Both soothe me and invigorate me when I am hard at work all day. With an eye toward the future, guided by what didn’t work in the past, I am stringing a necklace of incredible moments.

Isn’t that what it’s all about? Living in the moments until you’ve amassed a veritable collection of happiness that sinks into your skin?

Today I heard a story about a woman who was born to a Jewish mother and adopted by a Jewish couple. The Orthodox rabbis are telling her, without verification from unopenable adoption records, she can’t be considered authentically Jewish.

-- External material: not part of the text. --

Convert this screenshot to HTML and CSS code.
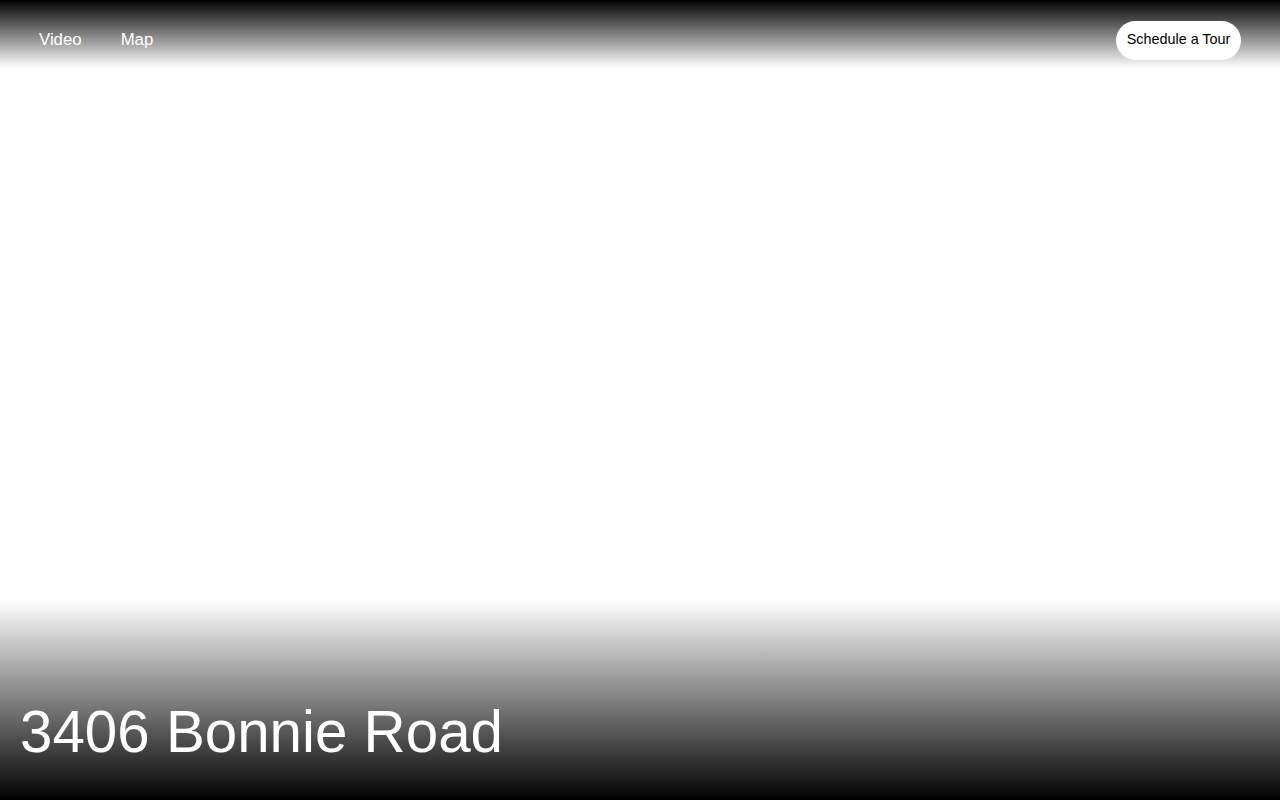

The woman observes the Sabbath meticulously – doesn’t flip her lights on and off or cook from sundown Friday until sundown Saturday, attends synagogue with enthusiasm.

They’ve told her she must convert their way – or her children will have problems getting married under Jewish Law. One rabbi said he’ll only convert her if she lives separately from her husband for several months – so it’s as if their marriage never existed. Another rabbi would do the conversion – if the woman never wears pants again (skirts are considered more modest in some Orthodox circles).

What about how she lives every day? What about her self- identity and feelings inside? What about the meaning she has crafted from the mundane, the choices she has made, the virtues she follows?

I can’t get too caught up. We all pick the rules and systems we want to follow or fit in with. If she cares enough to go along with their mishegoss (Yiddish for craziness), that’s her choice.

But I’ve had it with fitting in. If my divorce has taught me anything, it’s that at the end of each day, I have only to look at myself in the mirror and decide whether I like what I see. It’s only my voice that echoes in the night.

My moments are mine and mine alone. I may share them with others, but I take them with me when I go on my way and hold them like wildflowers late at night.

At breakfast this morning, my friend said it wasn’t until she stopped sleeping on one side of the bed she’d shared with her lover of 12 years that she fell in love with someone new. She had to flail her arms out and sprawl across the invisible divide between her side and where he used to sleep.

I still curl up with my pillow on the right side of the king-size bed. But it’s only been two months. That’s a drop in the bucket of relationship time. An eye-blink. Not even a full season.

I’ll take the metaphor and live with it. Only by letting go – of a former life, of the belief that if we follow this one more rule set by someone else we will finally fit in – can we truly become who we are meant to be.